INFORMATION SUPPLIED:
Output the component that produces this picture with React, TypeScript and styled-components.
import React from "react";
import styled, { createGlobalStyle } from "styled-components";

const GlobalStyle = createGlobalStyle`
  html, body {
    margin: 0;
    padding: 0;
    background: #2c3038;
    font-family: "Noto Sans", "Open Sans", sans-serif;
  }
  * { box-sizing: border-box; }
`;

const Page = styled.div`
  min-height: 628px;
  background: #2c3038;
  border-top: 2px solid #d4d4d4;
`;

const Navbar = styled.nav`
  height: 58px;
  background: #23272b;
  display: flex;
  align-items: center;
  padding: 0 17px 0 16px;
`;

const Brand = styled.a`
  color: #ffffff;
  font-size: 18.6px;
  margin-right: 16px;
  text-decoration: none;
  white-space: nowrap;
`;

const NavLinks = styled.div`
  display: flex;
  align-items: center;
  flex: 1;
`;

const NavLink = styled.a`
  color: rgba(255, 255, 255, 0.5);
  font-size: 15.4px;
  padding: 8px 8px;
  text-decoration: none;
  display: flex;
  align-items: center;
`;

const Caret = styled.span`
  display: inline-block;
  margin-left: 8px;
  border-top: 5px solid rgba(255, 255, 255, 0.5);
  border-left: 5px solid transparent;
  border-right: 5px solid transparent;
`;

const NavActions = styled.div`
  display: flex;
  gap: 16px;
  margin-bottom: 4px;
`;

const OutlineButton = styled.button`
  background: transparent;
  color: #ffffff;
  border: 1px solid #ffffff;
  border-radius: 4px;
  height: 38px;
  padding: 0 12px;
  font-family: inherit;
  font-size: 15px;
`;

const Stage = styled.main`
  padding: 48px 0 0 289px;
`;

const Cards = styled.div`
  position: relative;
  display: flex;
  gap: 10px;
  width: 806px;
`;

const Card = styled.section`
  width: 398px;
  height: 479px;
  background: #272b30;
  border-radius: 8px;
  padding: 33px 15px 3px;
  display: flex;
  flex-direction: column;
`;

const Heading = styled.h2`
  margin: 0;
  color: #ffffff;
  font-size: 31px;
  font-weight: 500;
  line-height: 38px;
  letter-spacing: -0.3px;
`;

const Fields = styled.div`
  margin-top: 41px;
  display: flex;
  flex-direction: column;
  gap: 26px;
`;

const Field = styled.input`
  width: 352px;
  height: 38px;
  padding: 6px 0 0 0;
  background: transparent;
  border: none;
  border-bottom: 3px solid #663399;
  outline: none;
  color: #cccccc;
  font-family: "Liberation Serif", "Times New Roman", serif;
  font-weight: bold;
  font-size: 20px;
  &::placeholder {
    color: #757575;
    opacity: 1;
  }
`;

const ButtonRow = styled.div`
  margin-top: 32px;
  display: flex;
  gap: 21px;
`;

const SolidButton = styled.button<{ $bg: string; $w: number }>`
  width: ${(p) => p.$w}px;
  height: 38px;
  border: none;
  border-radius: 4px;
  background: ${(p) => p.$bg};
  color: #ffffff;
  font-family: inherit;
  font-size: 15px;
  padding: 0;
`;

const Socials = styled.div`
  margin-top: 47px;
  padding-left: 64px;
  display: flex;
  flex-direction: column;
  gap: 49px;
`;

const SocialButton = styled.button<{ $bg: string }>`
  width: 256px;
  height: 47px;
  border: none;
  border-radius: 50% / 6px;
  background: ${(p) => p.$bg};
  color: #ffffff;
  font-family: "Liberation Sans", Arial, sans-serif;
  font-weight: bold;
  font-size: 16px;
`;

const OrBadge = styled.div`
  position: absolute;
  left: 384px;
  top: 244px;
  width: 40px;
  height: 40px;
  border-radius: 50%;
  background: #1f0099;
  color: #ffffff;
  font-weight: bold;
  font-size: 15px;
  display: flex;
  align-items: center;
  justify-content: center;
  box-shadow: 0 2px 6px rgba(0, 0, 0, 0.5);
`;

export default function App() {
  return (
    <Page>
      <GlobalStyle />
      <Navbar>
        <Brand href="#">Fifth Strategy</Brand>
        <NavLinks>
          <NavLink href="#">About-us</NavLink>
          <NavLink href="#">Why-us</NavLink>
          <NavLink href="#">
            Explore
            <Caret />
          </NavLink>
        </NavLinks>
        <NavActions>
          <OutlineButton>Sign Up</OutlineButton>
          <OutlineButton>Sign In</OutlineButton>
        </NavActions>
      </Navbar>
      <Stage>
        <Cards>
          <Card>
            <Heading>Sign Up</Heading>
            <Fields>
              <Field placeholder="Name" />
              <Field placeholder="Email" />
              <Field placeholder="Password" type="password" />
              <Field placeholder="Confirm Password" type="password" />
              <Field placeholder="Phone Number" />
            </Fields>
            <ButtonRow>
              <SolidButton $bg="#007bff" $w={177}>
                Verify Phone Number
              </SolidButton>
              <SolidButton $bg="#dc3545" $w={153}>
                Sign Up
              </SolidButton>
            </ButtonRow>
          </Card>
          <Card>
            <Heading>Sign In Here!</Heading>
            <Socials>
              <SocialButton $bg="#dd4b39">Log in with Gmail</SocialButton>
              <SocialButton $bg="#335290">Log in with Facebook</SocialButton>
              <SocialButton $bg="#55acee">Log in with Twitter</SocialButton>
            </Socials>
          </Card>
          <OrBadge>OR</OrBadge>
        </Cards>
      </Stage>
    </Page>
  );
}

DIRECTIONS FOR THIS TASK:
Copy out the data shown above without altering anything.

SOLUTION:
Output the component that produces this picture with React, TypeScript and styled-components.
import React from "react";
import styled, { createGlobalStyle } from "styled-components";

const GlobalStyle = createGlobalStyle`
  html, body {
    margin: 0;
    padding: 0;
    background: #2c3038;
    font-family: "Noto Sans", "Open Sans", sans-serif;
  }
  * { box-sizing: border-box; }
`;

const Page = styled.div`
  min-height: 628px;
  background: #2c3038;
  border-top: 2px solid #d4d4d4;
`;

const Navbar = styled.nav`
  height: 58px;
  background: #23272b;
  display: flex;
  align-items: center;
  padding: 0 17px 0 16px;
`;

const Brand = styled.a`
  color: #ffffff;
  font-size: 18.6px;
  margin-right: 16px;
  text-decoration: none;
  white-space: nowrap;
`;

const NavLinks = styled.div`
  display: flex;
  align-items: center;
  flex: 1;
`;

const NavLink = styled.a`
  color: rgba(255, 255, 255, 0.5);
  font-size: 15.4px;
  padding: 8px 8px;
  text-decoration: none;
  display: flex;
  align-items: center;
`;

const Caret = styled.span`
  display: inline-block;
  margin-left: 8px;
  border-top: 5px solid rgba(255, 255, 255, 0.5);
  border-left: 5px solid transparent;
  border-right: 5px solid transparent;
`;

const NavActions = styled.div`
  display: flex;
  gap: 16px;
  margin-bottom: 4px;
`;

const OutlineButton = styled.button`
  background: transparent;
  color: #ffffff;
  border: 1px solid #ffffff;
  border-radius: 4px;
  height: 38px;
  padding: 0 12px;
  font-family: inherit;
  font-size: 15px;
`;

const Stage = styled.main`
  padding: 48px 0 0 289px;
`;

const Cards = styled.div`
  position: relative;
  display: flex;
  gap: 10px;
  width: 806px;
`;

const Card = styled.section`
  width: 398px;
  height: 479px;
  background: #272b30;
  border-radius: 8px;
  padding: 33px 15px 3px;
  display: flex;
  flex-direction: column;
`;

const Heading = styled.h2`
  margin: 0;
  color: #ffffff;
  font-size: 31px;
  font-weight: 500;
  line-height: 38px;
  letter-spacing: -0.3px;
`;

const Fields = styled.div`
  margin-top: 41px;
  display: flex;
  flex-direction: column;
  gap: 26px;
`;

const Field = styled.input`
  width: 352px;
  height: 38px;
  padding: 6px 0 0 0;
  background: transparent;
  border: none;
  border-bottom: 3px solid #663399;
  outline: none;
  color: #cccccc;
  font-family: "Liberation Serif", "Times New Roman", serif;
  font-weight: bold;
  font-size: 20px;
  &::placeholder {
    color: #757575;
    opacity: 1;
  }
`;

const ButtonRow = styled.div`
  margin-top: 32px;
  display: flex;
  gap: 21px;
`;

const SolidButton = styled.button<{ $bg: string; $w: number }>`
  width: ${(p) => p.$w}px;
  height: 38px;
  border: none;
  border-radius: 4px;
  background: ${(p) => p.$bg};
  color: #ffffff;
  font-family: inherit;
  font-size: 15px;
  padding: 0;
`;

const Socials = styled.div`
  margin-top: 47px;
  padding-left: 64px;
  display: flex;
  flex-direction: column;
  gap: 49px;
`;

const SocialButton = styled.button<{ $bg: string }>`
  width: 256px;
  height: 47px;
  border: none;
  border-radius: 50% / 6px;
  background: ${(p) => p.$bg};
  color: #ffffff;
  font-family: "Liberation Sans", Arial, sans-serif;
  font-weight: bold;
  font-size: 16px;
`;

const OrBadge = styled.div`
  position: absolute;
  left: 384px;
  top: 244px;
  width: 40px;
  height: 40px;
  border-radius: 50%;
  background: #1f0099;
  color: #ffffff;
  font-weight: bold;
  font-size: 15px;
  display: flex;
  align-items: center;
  justify-content: center;
  box-shadow: 0 2px 6px rgba(0, 0, 0, 0.5);
`;

export default function App() {
  return (
    <Page>
      <GlobalStyle />
      <Navbar>
        <Brand href="#">Fifth Strategy</Brand>
        <NavLinks>
          <NavLink href="#">About-us</NavLink>
          <NavLink href="#">Why-us</NavLink>
          <NavLink href="#">
            Explore
            <Caret />
          </NavLink>
        </NavLinks>
        <NavActions>
          <OutlineButton>Sign Up</OutlineButton>
          <OutlineButton>Sign In</OutlineButton>
        </NavActions>
      </Navbar>
      <Stage>
        <Cards>
          <Card>
            <Heading>Sign Up</Heading>
            <Fields>
              <Field placeholder="Name" />
              <Field placeholder="Email" />
              <Field placeholder="Password" type="password" />
              <Field placeholder="Confirm Password" type="password" />
              <Field placeholder="Phone Number" />
            </Fields>
            <ButtonRow>
              <SolidButton $bg="#007bff" $w={177}>
                Verify Phone Number
              </SolidButton>
              <SolidButton $bg="#dc3545" $w={153}>
                Sign Up
              </SolidButton>
            </ButtonRow>
          </Card>
          <Card>
            <Heading>Sign In Here!</Heading>
            <Socials>
              <SocialButton $bg="#dd4b39">Log in with Gmail</SocialButton>
              <SocialButton $bg="#335290">Log in with Facebook</SocialButton>
              <SocialButton $bg="#55acee">Log in with Twitter</SocialButton>
            </Socials>
          </Card>
          <OrBadge>OR</OrBadge>
        </Cards>
      </Stage>
    </Page>
  );
}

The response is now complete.